■ SHORT EXERCISE ■
Gather every line from the entries below that includes "this".

■ THE DATA ■
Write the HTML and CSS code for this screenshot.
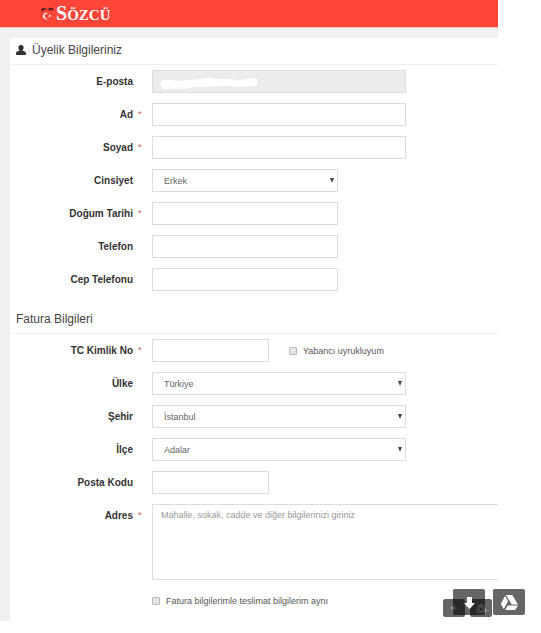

==

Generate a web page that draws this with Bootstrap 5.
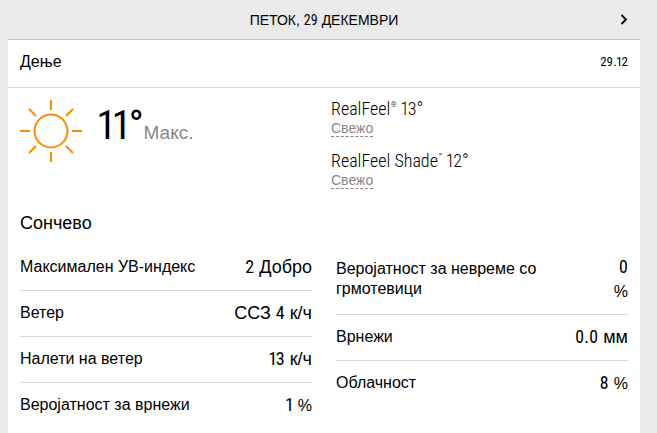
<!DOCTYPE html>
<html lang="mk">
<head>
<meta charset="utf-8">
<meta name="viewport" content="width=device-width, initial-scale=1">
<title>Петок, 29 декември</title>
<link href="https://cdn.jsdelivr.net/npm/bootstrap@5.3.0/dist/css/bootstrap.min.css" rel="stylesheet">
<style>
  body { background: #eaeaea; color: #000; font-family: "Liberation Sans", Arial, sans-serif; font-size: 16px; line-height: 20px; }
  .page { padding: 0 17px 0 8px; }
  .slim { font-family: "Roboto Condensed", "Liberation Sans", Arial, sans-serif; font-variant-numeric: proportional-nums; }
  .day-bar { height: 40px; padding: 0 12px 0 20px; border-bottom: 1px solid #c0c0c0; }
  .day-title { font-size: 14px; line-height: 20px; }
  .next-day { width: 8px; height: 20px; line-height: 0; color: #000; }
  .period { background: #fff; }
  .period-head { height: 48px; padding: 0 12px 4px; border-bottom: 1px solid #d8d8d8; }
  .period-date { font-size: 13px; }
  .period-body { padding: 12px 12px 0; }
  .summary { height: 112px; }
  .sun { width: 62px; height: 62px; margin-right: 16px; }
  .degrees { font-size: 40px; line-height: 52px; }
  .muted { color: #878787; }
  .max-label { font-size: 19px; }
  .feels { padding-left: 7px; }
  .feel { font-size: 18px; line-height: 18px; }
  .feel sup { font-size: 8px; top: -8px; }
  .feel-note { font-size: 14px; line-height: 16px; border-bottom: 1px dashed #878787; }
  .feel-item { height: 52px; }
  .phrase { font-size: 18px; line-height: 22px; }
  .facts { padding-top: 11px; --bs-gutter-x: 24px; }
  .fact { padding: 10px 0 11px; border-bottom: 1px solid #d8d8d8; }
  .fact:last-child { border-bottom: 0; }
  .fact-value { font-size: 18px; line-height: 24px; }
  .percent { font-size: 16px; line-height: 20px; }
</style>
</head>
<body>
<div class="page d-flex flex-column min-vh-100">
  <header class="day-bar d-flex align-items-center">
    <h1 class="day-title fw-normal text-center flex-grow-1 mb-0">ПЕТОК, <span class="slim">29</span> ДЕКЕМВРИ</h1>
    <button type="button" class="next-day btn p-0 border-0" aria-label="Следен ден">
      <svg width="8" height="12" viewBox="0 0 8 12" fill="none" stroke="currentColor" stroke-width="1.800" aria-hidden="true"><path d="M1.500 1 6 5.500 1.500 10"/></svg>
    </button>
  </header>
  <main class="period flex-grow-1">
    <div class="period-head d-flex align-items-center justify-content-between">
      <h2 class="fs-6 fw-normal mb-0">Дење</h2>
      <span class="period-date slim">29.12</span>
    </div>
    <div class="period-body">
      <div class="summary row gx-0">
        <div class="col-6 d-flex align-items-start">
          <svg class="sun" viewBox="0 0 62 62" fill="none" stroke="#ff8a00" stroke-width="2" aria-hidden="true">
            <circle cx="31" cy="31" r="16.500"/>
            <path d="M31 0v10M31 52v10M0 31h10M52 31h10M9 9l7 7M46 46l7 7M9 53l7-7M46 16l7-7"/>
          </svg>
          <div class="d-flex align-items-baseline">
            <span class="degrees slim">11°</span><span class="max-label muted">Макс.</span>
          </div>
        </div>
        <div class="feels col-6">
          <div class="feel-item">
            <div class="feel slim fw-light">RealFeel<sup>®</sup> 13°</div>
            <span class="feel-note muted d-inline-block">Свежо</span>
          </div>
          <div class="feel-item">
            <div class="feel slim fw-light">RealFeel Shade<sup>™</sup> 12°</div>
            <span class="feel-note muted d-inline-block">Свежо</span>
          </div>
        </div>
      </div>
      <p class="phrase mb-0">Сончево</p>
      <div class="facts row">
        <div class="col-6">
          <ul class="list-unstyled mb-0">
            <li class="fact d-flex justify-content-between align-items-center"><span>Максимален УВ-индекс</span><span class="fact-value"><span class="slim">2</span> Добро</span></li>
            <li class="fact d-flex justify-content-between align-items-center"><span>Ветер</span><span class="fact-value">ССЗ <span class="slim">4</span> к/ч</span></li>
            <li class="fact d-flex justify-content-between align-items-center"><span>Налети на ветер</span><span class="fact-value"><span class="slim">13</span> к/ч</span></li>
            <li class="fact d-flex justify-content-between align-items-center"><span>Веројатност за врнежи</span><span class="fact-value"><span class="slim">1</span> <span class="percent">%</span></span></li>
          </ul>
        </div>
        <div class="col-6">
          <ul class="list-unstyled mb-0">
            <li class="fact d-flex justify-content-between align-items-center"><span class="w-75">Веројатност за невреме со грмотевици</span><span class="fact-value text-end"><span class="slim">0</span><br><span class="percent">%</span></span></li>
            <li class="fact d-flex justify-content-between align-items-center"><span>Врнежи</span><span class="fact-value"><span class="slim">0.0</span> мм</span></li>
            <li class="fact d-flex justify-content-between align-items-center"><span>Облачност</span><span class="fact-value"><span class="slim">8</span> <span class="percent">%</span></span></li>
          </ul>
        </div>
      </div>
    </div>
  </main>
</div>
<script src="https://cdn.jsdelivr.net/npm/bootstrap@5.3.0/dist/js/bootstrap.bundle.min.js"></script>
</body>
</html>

■ RESPONSE ■
Write the HTML and CSS code for this screenshot.
Generate a web page that draws this with Bootstrap 5.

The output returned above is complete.